Select every line containing the word "this" from the material, and copy those lines.
--- BEGIN MATERIAL PROVIDED ---
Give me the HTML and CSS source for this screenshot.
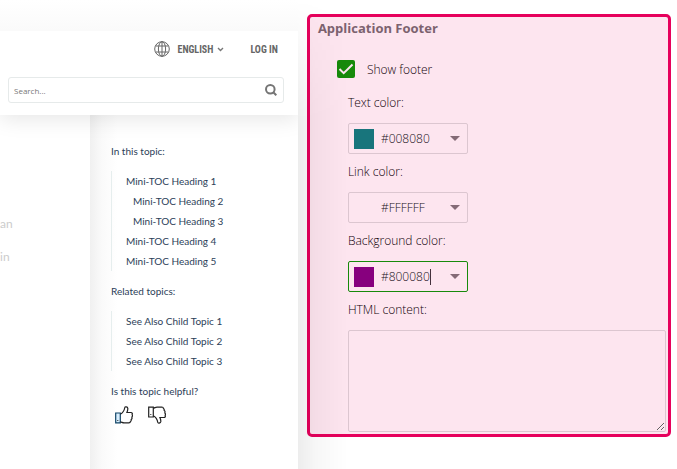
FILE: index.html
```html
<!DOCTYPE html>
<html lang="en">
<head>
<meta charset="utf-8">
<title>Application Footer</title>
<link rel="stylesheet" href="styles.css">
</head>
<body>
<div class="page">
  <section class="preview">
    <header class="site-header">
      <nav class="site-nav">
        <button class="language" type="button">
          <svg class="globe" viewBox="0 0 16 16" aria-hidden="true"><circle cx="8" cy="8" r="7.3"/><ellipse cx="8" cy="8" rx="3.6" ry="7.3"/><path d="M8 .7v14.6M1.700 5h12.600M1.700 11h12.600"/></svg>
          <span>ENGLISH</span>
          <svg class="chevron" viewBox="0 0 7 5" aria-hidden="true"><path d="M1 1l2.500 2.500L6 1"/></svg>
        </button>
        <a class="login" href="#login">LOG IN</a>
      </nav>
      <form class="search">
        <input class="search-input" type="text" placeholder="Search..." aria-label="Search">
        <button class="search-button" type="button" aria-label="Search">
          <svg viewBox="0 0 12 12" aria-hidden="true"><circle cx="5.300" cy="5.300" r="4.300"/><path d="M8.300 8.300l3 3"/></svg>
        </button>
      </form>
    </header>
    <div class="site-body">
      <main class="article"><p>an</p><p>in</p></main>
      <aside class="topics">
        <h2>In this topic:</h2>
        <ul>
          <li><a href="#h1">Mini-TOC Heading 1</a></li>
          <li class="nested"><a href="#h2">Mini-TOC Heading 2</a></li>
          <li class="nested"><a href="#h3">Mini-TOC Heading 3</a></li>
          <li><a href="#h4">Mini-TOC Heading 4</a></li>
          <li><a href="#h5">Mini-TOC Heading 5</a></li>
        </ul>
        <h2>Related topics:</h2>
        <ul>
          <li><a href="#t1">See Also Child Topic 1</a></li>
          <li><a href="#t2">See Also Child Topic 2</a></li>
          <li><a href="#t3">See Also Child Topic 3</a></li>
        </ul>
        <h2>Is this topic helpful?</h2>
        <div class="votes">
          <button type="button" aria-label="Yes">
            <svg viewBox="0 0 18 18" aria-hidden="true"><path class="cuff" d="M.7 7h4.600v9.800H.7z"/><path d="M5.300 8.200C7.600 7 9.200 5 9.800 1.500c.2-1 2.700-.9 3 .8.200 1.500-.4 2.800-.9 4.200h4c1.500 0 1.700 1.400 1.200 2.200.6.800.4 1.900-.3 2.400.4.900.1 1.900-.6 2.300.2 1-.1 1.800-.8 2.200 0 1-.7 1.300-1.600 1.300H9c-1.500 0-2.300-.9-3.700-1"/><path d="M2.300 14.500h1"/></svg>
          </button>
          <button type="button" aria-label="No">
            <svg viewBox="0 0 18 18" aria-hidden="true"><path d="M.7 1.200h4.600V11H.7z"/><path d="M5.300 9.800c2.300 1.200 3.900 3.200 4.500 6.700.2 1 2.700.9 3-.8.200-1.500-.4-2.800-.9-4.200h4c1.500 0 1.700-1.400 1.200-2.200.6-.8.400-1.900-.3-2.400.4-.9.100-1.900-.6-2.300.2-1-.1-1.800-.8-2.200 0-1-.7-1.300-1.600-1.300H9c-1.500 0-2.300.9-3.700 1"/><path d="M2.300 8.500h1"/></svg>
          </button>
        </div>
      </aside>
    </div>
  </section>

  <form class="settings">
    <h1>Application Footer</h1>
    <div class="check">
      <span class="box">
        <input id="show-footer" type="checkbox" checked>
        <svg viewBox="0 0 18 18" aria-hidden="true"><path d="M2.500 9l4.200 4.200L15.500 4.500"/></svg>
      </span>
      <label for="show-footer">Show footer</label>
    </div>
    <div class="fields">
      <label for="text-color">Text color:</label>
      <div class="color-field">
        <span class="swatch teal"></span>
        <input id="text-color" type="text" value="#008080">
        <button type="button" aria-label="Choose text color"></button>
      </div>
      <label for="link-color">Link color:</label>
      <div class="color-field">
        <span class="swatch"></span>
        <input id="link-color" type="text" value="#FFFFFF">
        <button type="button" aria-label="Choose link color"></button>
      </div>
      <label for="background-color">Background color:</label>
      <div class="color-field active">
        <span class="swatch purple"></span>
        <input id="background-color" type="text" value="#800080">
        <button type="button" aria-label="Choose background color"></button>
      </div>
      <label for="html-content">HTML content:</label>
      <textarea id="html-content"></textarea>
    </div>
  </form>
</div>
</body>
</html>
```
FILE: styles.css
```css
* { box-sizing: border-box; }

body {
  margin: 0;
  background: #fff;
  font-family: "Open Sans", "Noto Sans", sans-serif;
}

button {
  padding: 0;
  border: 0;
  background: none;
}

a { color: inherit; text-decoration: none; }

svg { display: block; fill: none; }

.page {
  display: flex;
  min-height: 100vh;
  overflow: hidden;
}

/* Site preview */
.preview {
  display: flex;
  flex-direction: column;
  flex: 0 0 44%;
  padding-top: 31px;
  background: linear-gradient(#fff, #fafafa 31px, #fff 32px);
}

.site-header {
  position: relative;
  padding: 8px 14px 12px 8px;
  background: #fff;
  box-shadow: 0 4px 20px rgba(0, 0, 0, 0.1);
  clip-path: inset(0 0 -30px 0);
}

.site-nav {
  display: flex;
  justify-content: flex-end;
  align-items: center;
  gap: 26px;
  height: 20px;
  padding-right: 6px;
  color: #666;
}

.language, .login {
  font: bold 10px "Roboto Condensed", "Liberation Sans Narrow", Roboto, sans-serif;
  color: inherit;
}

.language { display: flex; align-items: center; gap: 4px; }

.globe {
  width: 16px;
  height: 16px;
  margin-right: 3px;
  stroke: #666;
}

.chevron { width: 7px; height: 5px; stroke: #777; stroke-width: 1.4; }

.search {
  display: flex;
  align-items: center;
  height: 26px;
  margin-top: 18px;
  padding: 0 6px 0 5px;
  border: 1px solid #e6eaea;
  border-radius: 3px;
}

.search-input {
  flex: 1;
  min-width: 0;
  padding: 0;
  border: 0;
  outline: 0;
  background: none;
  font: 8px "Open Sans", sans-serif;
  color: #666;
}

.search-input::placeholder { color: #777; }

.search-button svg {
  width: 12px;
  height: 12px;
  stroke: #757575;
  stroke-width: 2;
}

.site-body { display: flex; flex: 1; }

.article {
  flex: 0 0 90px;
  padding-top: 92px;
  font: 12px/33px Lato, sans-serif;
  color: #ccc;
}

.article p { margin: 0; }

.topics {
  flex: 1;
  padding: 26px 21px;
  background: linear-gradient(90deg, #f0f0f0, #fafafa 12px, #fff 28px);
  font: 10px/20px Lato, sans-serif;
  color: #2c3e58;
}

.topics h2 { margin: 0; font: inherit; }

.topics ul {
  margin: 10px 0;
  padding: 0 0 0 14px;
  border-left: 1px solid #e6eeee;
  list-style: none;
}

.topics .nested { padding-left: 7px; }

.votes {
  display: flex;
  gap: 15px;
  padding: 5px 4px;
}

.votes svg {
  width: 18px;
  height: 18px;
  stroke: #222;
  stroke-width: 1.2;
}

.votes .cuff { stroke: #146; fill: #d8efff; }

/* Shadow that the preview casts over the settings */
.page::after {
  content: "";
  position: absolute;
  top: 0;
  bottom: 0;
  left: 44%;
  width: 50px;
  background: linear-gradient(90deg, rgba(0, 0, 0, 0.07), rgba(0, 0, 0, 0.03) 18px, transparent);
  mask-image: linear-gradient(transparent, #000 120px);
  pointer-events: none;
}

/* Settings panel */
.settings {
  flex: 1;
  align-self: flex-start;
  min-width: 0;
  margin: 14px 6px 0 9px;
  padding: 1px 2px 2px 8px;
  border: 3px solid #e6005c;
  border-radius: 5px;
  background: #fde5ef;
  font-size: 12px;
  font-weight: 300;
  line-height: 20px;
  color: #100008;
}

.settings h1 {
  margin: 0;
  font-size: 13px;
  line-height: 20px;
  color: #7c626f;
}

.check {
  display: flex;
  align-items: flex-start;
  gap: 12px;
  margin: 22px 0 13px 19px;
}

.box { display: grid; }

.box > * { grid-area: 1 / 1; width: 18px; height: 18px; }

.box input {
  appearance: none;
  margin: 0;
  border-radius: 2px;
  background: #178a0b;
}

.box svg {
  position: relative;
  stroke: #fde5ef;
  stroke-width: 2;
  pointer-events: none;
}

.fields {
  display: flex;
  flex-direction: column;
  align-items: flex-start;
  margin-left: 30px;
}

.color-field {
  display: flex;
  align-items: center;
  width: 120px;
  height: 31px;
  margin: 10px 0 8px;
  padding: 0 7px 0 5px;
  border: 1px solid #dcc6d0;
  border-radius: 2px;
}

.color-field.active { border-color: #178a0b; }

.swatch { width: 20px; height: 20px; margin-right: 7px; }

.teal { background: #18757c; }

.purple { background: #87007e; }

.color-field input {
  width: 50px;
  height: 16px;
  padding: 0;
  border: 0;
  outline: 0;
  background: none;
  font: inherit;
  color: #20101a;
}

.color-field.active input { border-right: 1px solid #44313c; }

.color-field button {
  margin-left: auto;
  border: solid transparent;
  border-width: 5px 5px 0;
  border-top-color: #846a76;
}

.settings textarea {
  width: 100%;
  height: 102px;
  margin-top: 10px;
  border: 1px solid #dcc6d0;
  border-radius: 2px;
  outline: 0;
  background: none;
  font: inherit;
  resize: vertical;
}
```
--- END MATERIAL PROVIDED ---
= REPLY TO THE EXERCISE =
Give me the HTML and CSS source for this screenshot.
        <h2>In this topic:</h2>
        <h2>Is this topic helpful?</h2>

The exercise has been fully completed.